Active solid-state devices (e.g. – transistors – solid-state diode – With means to control surface effects – Insulating coating
Reexamination Certificate
2000-02-04
2004-09-07
Pham, Long (Department: 2814)
Active solid-state devices (e.g., transistors, solid-state diode
With means to control surface effects
Insulating coating
C257S635000, C257S637000, C257S644000, C257S650000, C257S528000, C257S529000, C257S530000
Reexamination Certificate
active
06787886
ABSTRACT:
BACKGROUND OF THE INVENTION
1. Field of the Invention
The present invention generally relates to a semiconductor device and a method of fabricating the same, and more particularly, to a semiconductor device, such as a semiconductor integrated circuit device, having Spin On Glass film (it is called hereinafter SOG film) that is suitable for multilevel interconnection structure to achieve high integration and a method of fabricating thereof. This application is a counterpart of Japanese patent application, Serial Number 192584/1999, filed Nov. 7, 1999, the subject matter of which is incorporated herein by reference.
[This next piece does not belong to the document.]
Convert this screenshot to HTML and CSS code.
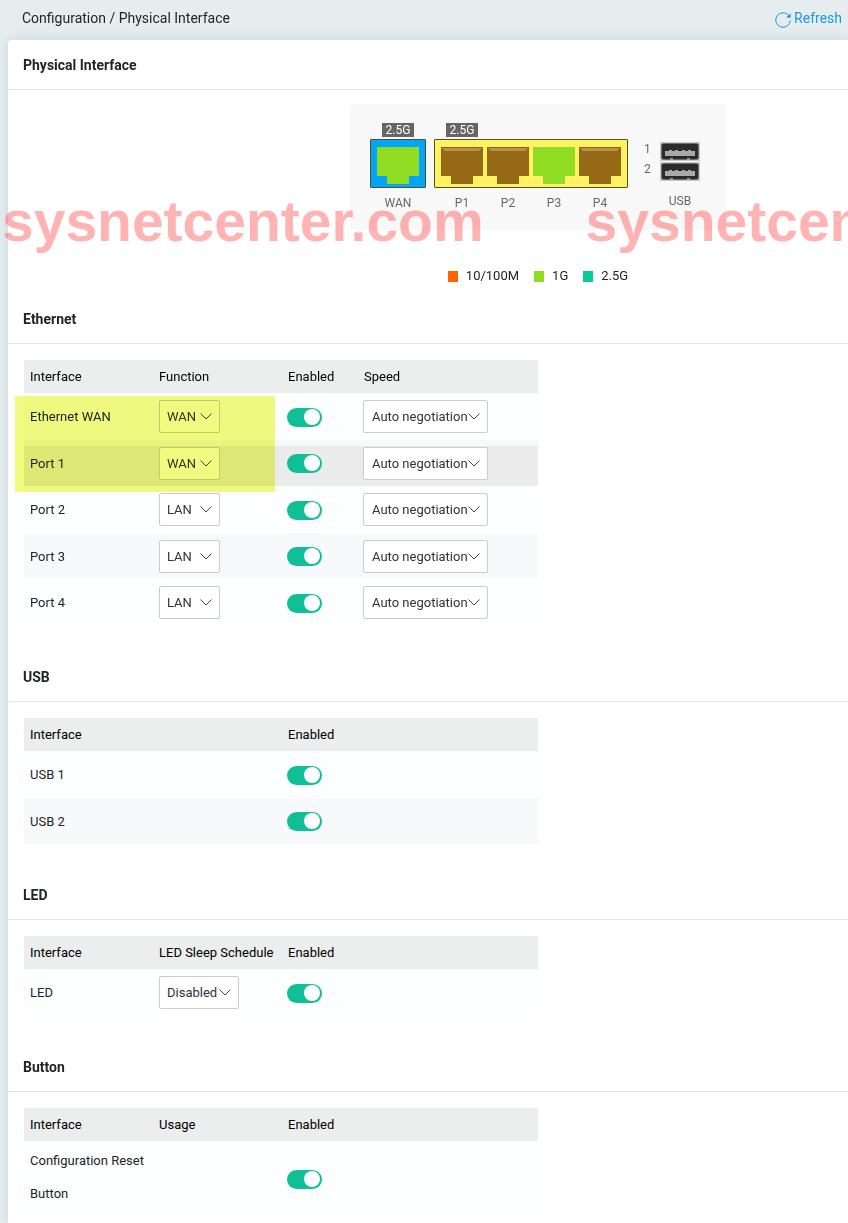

2. Description of the Related Art
In a multilevel interconnection technique of a semiconductor device, a multilevel interconnection structure can be obtained by forming an interlevel insulator between a lower wiring and an upper wiring, wherein the lower wiring is formed over a semiconductor substrate and the upper wiring is formed over the lower wiring. An integration of the semiconductor device can be improved by the multilevel interconnection structure.
In general an electrical junction part is formed in a contact hole which is provided in the interlevel insulator so as to expose an active region of the semiconductor substrate.
There is a self-alignment contact technique to provide such contact hole. This self-alignment technique is executed by following steps.
First, a pair of gate electrodes whose side surfaces and upper surfaces are covered with protection films, e.g., a silicon nitride film, is formed over a semiconductor substrate.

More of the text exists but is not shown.